__Recorded information__
## START

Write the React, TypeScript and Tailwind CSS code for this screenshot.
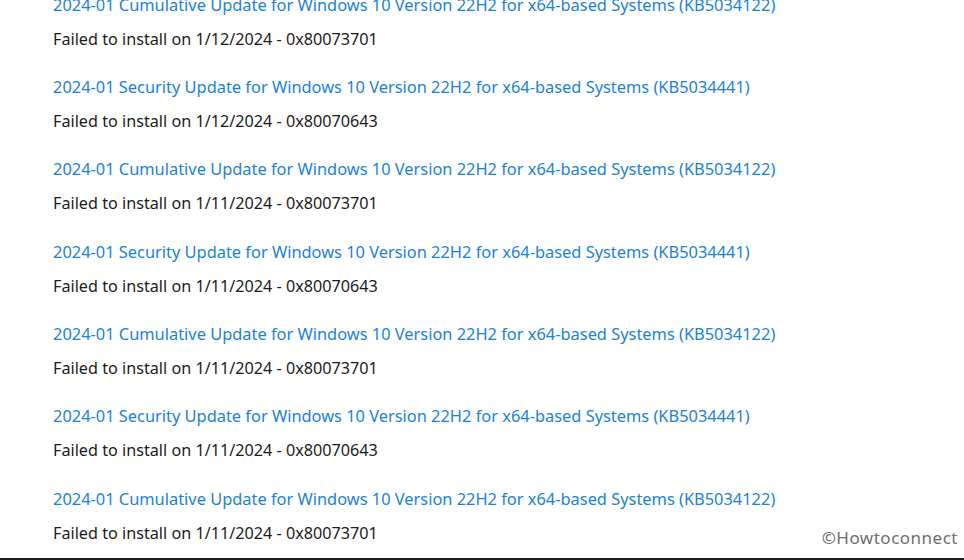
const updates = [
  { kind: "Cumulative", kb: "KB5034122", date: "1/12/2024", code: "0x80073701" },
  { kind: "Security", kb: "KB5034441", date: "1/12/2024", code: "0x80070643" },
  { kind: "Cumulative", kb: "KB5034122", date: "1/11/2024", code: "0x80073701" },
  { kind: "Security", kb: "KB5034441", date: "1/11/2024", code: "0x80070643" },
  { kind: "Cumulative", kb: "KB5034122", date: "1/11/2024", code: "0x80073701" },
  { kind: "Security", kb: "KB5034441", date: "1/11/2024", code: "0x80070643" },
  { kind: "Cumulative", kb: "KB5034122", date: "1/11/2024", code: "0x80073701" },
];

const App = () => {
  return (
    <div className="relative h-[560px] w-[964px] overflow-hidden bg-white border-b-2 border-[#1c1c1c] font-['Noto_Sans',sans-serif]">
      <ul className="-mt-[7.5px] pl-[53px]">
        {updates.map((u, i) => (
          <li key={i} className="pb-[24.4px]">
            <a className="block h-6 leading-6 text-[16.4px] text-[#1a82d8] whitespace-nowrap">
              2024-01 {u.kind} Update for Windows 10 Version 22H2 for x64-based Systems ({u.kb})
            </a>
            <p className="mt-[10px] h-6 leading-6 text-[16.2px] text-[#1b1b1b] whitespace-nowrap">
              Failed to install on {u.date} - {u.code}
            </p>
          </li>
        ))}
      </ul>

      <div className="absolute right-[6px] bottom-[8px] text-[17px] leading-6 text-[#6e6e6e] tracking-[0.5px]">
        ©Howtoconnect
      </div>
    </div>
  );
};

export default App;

## END

__Written problem__
From the listing, extract all text exactly as given and drop any picture.

__Task solution__
Write the React, TypeScript and Tailwind CSS code for this screenshot.
const updates = [
  { kind: "Cumulative", kb: "KB5034122", date: "1/12/2024", code: "0x80073701" },
  { kind: "Security", kb: "KB5034441", date: "1/12/2024", code: "0x80070643" },
  { kind: "Cumulative", kb: "KB5034122", date: "1/11/2024", code: "0x80073701" },
  { kind: "Security", kb: "KB5034441", date: "1/11/2024", code: "0x80070643" },
  { kind: "Cumulative", kb: "KB5034122", date: "1/11/2024", code: "0x80073701" },
  { kind: "Security", kb: "KB5034441", date: "1/11/2024", code: "0x80070643" },
  { kind: "Cumulative", kb: "KB5034122", date: "1/11/2024", code: "0x80073701" },
];

const App = () => {
  return (
    <div className="relative h-[560px] w-[964px] overflow-hidden bg-white border-b-2 border-[#1c1c1c] font-['Noto_Sans',sans-serif]">
      <ul className="-mt-[7.5px] pl-[53px]">
        {updates.map((u, i) => (
          <li key={i} className="pb-[24.4px]">
            <a className="block h-6 leading-6 text-[16.4px] text-[#1a82d8] whitespace-nowrap">
              2024-01 {u.kind} Update for Windows 10 Version 22H2 for x64-based Systems ({u.kb})
            </a>
            <p className="mt-[10px] h-6 leading-6 text-[16.2px] text-[#1b1b1b] whitespace-nowrap">
              Failed to install on {u.date} - {u.code}
            </p>
          </li>
        ))}
      </ul>

      <div className="absolute right-[6px] bottom-[8px] text-[17px] leading-6 text-[#6e6e6e] tracking-[0.5px]">
        ©Howtoconnect
      </div>
    </div>
  );
};

export default App;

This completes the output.